Durante a Guerra de Outubro de 1973 (dita no Ocidente « Guerra do Yom
Kippur »), o Ministro da Defesa, o Israelita de origem ucraniana Moshe
Dayan, e a Primeiro-Ministro, a Ucraniana Golda Meir, pensaram de novo
em utilizar 13 bombas atómicas [7 <#nb7>].

*As revelações de Mordechai Vanunu na manchete do Sunday Times. *

Em 1986, um técnico nuclear da Central de Dimona, o Marroquino Mordechaï
Vanunu, revelou o programa nuclear militar secreto de Israel ao /Sunday
Times/ [8 <#nb8>]. Ele foi raptado pela Mossad em Roma, a ordens do
Primeiro-Ministro israelita e pai da bomba atómica, o Bielorusso Shimon
Peres. Foi julgado à porta fechada e condenado a 18 anos de prisão, dos
quais 11 passados em isolamento total. Ele foi de novo condenado a 6
meses de prisão por ter ousado dar uma entrevista à Rede Voltaire.

Em 2009, Martin van Creveld, o principal estratega de Israel,
declarava : «Possuímos várias centenas de ogivas atómicas e de foguetes
e podemos atingir os nossos alvos em todos os azimutes, até mesmo Roma.
A maior parte das capitais europeias fazem parte dos alvos potenciais da
nossa Força Aérea (…) Os Palestinianos devem ser todos expulsos. As
pessoas que lutam com este fim esperam simplesmente a chegada da “pessoa
certa na hora certa”. Há apenas dois anos, 7 ou 8 % dos Israelitas eram
da opinião que essa seria a melhor solução, há dois meses eram 33 % e
agora, segundo uma sondagem Gallup, o número é de 44 % a favor».

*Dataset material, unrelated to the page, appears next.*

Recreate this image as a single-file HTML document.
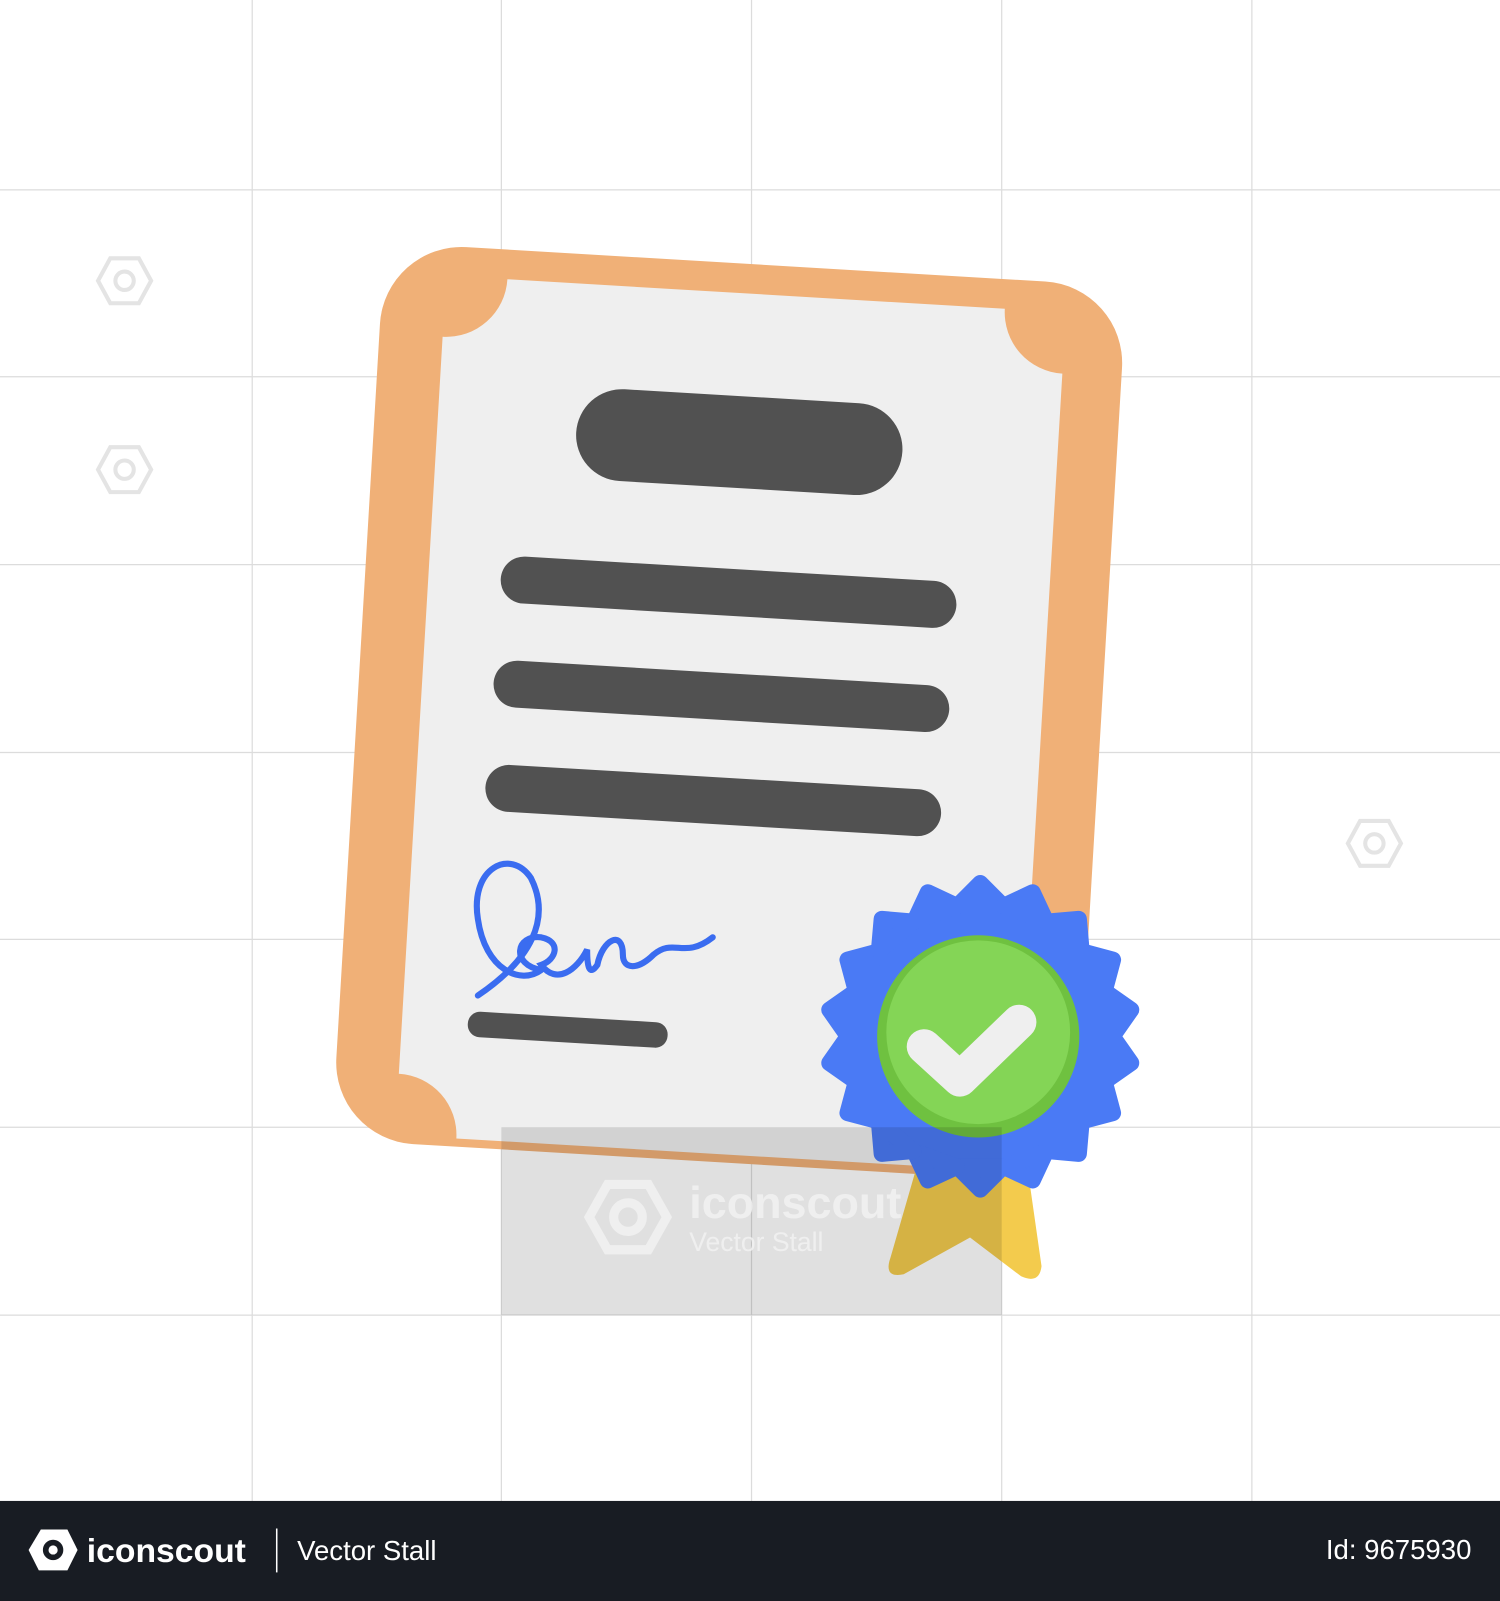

Assim é razoável pensar que nenhuma potência nuclear, excepto Israel,
ousará cometer o irreparável.

Precisamente, foi o que o Ministro do Património, Amichai Eliyahu (Otzma
Yehudit/Força Judaica), imaginou na Rádio/Kol Berama/, em 5 de Novembro
passado. A propósito da arma atómica contra Gaza, ele declarou : « É uma
solução... é uma opção » Em seguida comparou os residentes da Faixa de
Gaza aos « nazis », garantindo que « não existem não-combatentes em Gaza
» e que este território não merece ajuda humanitária. « Não há gente que
não esteja implicada em Gaza ».
Estas declarações levantaram a indignação no Ocidente. Mas, apenas
Moscovo se espantou que a Agência Internacional de Energia Atómica não
agisse [9 <#nb9>]]].

É muito provável que seja esta a razão que leva Washington a continuar a
armar Israel enquanto reclama um cessar-fogo imediato : se os Estados
Unidos não fornecerem mais armas a Telavive para massacrar os gazenses,
esta poderia recorrer à arma nuclear contra todos os povos do região,
Israelitas incluídos.
Na Ucrânia, os « nacionalistas integralistas » haviam previsto fazer
“dançar” os Estados Unidos com o mesmo argumento : a ameaça nuclear ou,
à falta, a das armas biológicas [10 <#nb10>]. Em 1994, a Ucrânia, que
dispunha de um vasto arsenal de bombas atómicas soviéticas, assinou o /
Memorando de Budapeste/. Os Estados Unidos, o Reino Unido e a Rússia
deram-lhe garantias de integridade territorial em troca da transferência
de todas as suas armas nucleares para a Rússia e da assinatura do
Tratado de Não Proliferação de Armas Nucleares (TNP). No entanto, após o
derrube do Presidente eleito, Viktor Yanukovych, em 2014 (EuroMaidan),
os «nacionalistas integralistas» trabalharam para voltar à nuclearização
do país. Aos seus olhos isso indispensável para erradicar a Rússia da
face da Terra.

Em 19 de Fevereiro de 2022, o Presidente ucraniano, Voloymyr Zelensky,
anunciou durante a Conferência anual de Segurança de Munique que ia por
em causa o /Memorando de Budapeste/, a fim de rearmar o seu país no
plano nuclear. Cinco dias depois, em 24 de Fevereiro de 2022, a Rússia
lançou a sua operação especial contra o governo de Kiev com vista à
aplicação da Resolução 2202. Ela colocou como objectivo ultra-
prioritário tomar o controlo das reservas secretas e ilegais da Ucrânia
em urânio enriquecido. Após oito dias de combates, a central nuclear
civil de Zaporizhia foi ocupada pelo Exército russo.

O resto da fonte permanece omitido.